Go Back

Hearty Louisiana Gumbo with Shrimp & Andouille

A bold, smoky, deeply flavorful Louisiana gumbo made with shrimp, andouille sausage, and a rich dark roux.
Prep Time 20 minutes
Cook Time 1 hour
Total Time 1 hour 20 minutes
Servings: 6 bowls
Course: Dinner, Main Course
Cuisine: American, Cajun
Calories: 450

Ingredients
  

Gumbo
  • 0.5 cup oil
  • 0.5 cup all-purpose flour
  • 1 onion diced
  • 1 green bell pepper diced
  • 3 stalks celery diced
  • 4 cloves garlic minced
  • 12 oz andouille sausage sliced
  • 1 lb shrimp peeled and deveined
  • 2 cups okra sliced
  • 6 cups chicken broth
  • 1 can diced tomatoes optional
  • 2 bay leaves
  • 1 tbsp Cajun seasoning
  • 1 tsp smoked paprika
  • 0.5 tsp thyme
  • salt and pepper to taste
  • 2 tbsp Worcestershire sauce
  • 2 tbsp parsley chopped
  • 2 green onions sliced, for garnish
To Serve
  • white rice cooked

Equipment

  • Large pot
  • Whisk
  • Cutting board
  • Chef's knife

Method
 

  1. Heat oil in a pot and whisk in flour to make a roux.
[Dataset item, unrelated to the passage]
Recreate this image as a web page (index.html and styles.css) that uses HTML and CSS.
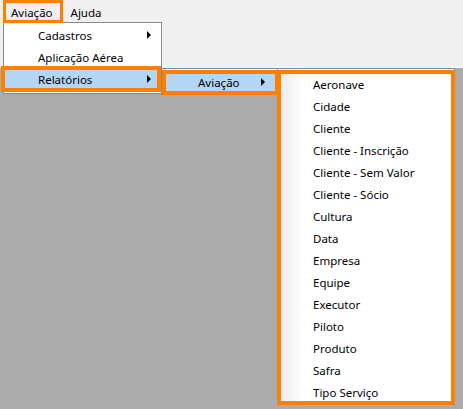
FILE: index.html
```html
<!DOCTYPE html>
<html lang="pt">
<head>
<meta charset="utf-8">
<title>Aviação</title>
<link rel="stylesheet" href="styles.css">
</head>
<body>
<div class="window">
  <div class="top">
    <div class="menubar">
      <span class="mb-item first">Aviação</span>
      <span class="mb-item">Ajuda</span>
    </div>
  </div>
</div>

<div class="menu menu1">
  <div class="item">Cadastros<span class="arrow"></span></div>
  <div class="item">Aplicação Aérea</div>
  <div class="item active">Relatórios<span class="arrow"></span></div>
</div>

<div class="menu menu2">
  <div class="item active line">Aviação<span class="arrow"></span></div>
</div>

<div class="menu menu3">
  <div class="item">Aeronave</div>
  <div class="item">Cidade</div>
  <div class="item">Cliente</div>
  <div class="item">Cliente - Inscrição</div>
  <div class="item">Cliente - Sem Valor</div>
  <div class="item">Cliente - Sócio</div>
  <div class="item">Cultura</div>
  <div class="item">Data</div>
  <div class="item">Empresa</div>
  <div class="item">Equipe</div>
  <div class="item">Executor</div>
  <div class="item">Piloto</div>
  <div class="item">Produto</div>
  <div class="item">Safra</div>
  <div class="item">Tipo Serviço</div>
</div>

<div class="mark mark-bar"></div>
<div class="mark mark-rel"></div>
<div class="mark mark-sub"></div>
<div class="mark mark-list"></div>
</body>
</html>
```

FILE: styles.css
```css
html, body {
  margin: 0;
  padding: 0;
}
body {
  width: 463px;
  height: 409px;
  background: #ababab;
  font-family: "Noto Sans", "DejaVu Sans", sans-serif;
  font-size: 11.5px;
  color: #000;
  position: relative;
  overflow: hidden;
}
.top {
  height: 67px;
  background: #f0f0f0;
  border-bottom: 1px solid #ffffff;
}
.menubar {
  display: flex;
  height: 22px;
  padding-left: 4px;
  line-height: 26px;
}
.mb-item {
  padding: 0 7px;
}
.mb-item.first {
  padding-right: 11px;
}
.menu {
  position: absolute;
  background: #ffffff;
  border: 1px solid #888888;
  box-sizing: border-box;
}
.item {
  position: relative;
  height: 22px;
  line-height: 23px;
  padding-left: 34px;
  white-space: nowrap;
}
.arrow {
  position: absolute;
  top: 7px;
  width: 0;
  height: 0;
  border-top: 4px solid transparent;
  border-bottom: 4px solid transparent;
  border-left: 4px solid #000;
}
.active {
  background: #b5d6f3;
}
.menu1 {
  left: 3px;
  top: 22px;
  width: 159px;
  padding: 1px 0 3px;
}
.menu1 .item {
  margin: 0 3px 0 1px;
  padding-left: 33px;
}
.menu1 .arrow {
  left: 142px;
}
.menu2 {
  left: 161px;
  top: 68px;
  width: 117px;
  padding: 2px 0 1px;
}
.menu2 .item {
  margin: 0 2px 0 3px;
  padding-left: 33px;
  height: 21px;
  border-bottom: 1px solid #3b80d0;
}
.menu2 .arrow {
  left: 96px;
}
.menu3 {
  left: 277px;
  top: 68px;
  width: 178px;
  height: 337px;
  padding-top: 4px;
  background: linear-gradient(to right, #ffffff 0, #ffffff 3px, #ececec 4px, #f7f7f7 16px, #ffffff 25px, #ffffff 100%);
}
.menu3 .item {
  padding-left: 35px;
}
.mark {
  position: absolute;
  border: 4px solid #ff7f00;
  box-sizing: border-box;
}
.mark-bar {
  left: 3px;
  top: 0;
  width: 60px;
  height: 23px;
  border-width: 3px;
}
.mark-rel {
  left: 1px;
  top: 66px;
  width: 160px;
  height: 26px;
}
.mark-sub {
  left: 162px;
  top: 70px;
  width: 117px;
  height: 25px;
}
.mark-list {
  left: 277px;
  top: 70px;
  width: 178px;
  height: 335px;
}
```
Cook 20–25 minutes until deep brown.
  2. Add onion, celery, and bell pepper; cook until softened.
  3. Stir in garlic and sliced andouille sausage.
  4. Slowly pour in broth; add okra, tomatoes (optional), bay leaves, Cajun seasoning, paprika, thyme, Worcestershire, salt, and pepper.
  5. Simmer uncovered 35–40 minutes.
  6. Add shrimp and cook 5 minutes until pink.
  7. Stir in parsley, remove bay leaves, and adjust seasoning.
  8. Serve over rice and garnish with green onions.

Notes

For deeper flavor, let gumbo rest 10 minutes before serving.